En el ADN de nuestro pueblo está inserta la tendencia a celebrar. Tanto es así que cuando nuestro enemigo en la historia de Purim, Hamán, quería dañar al pueblo judío, el argumento que presentó al rey fue que teníamos un compromiso obsesivo con las festividades y los rituales. Entre el shabat semanal y las festividades anuales, es seguro que son una carga para la sociedad, denunció. Lo que su mente llena de odio no podía comprender era el hecho de que la observancia del calendario judío da forma a nuestra identidad y nos convierte en el pueblo especial que Di-s pretende que seamos.
Las festividades del mes de tishrei inauguran el calendario hebreo. Cada una es un elemento integral del paquete de energía divina que necesitamos al empezar un nuevo año. Rosh Hashaná es un momento para renovar nuestro compromiso incondicional con Di-s y con su servicio. Iom Kipur es una oportunidad para hacer uso del vínculo esencial con nuestro creador y con cada uno de nosotros. Sukot expresa el aspecto alegre de los servicios de los Iamim Noraim, y en Simjat Torá celebramos nuestro vínculo inseparable con la Torá.
Aunque cada festividad tiene un tema propio, hay algo importante que las une: estas festividades tratan sobre la revelación del denominador común. En Rosh Hashaná, cuando coronamos a Di-s como nuestro soberano para el año nuevo, los ciudadanos se unen como iguales en la sumisión al monarca. El perdón concedido en Iom Kipur está disponible para todos, sin importar su estatus ni su comportamiento. Todos son bienvenidos en la Sucá, y todos los tipos de judíos están representados en las Cuatro Especies sobre las que recitamos nuestras bendiciones. Tanto los intelectuales como los simplones danzan con la Torá tras completarse su lectura en Simjat Torá.

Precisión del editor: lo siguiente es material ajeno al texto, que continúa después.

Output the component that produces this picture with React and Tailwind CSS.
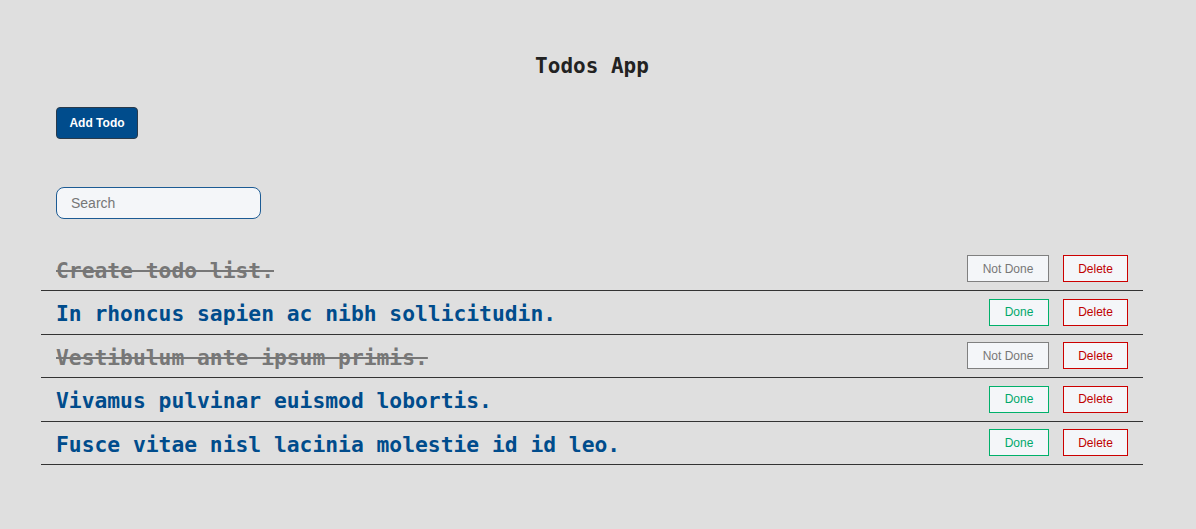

Un año, hacia el final de mi adolescencia, estaba en Nueva York para Sukot. Según la tradición de Jabad, los jóvenes pasábamos la mayor parte de las horas del día en las calles de la ciudad y alentábamos a los judíos a que observarán la mitzvá de sacudir el lulav y el etrog. Una tarde me acerqué a un hombre de mediana edad que empujaba un carrito lleno de latas de gaseosa vacías y le pregunté si era judío. Se detuvo un momento, respondió que lo era y en seguida comenzó a dar un largo discurso sobre todas las injusticias que habían recaído sobre el pueblo judío en los últimos 50 años.
Al principio, me asustó el exabrupto y consideré emprender una rápida retirada. Pero luego, seguro de que no le había hecho ningún daño, me di cuenta de que su angustia no estaba dirigida a mi persona, sino más bien a lo que representaba mi presencia. Me quedé fijo en mi lugar y cada vez que él se detenía para recuperar el aire, le ofrecía con gentileza la oportunidad de hacer la mitzvá.
Luego de varios minutos de este extraño intercambio, me preguntó: “¿Qué tengo que hacer?”.
Le pasé el lulav y el etrog y le dije: “¡Sostenga esto!”.
“¿Eso es todo?”, preguntó.
“Y ahora recitemos juntos las bendiciones”.
Me hizo caso, y unos momentos después toda su ira se había convertido en sincera emoción. Tenía lágrimas en los ojos y tuvimos una hermosa conversación sobre su juventud y el recuerdo infantil de la sopa de pollo que hacía su madre.
Aquella tarde de otoño en Queens, el mensaje de Sukot cobró vida para mí. Una vez que se alcanza el alma de un judío, compartimos mucho más de lo que nos imaginamos.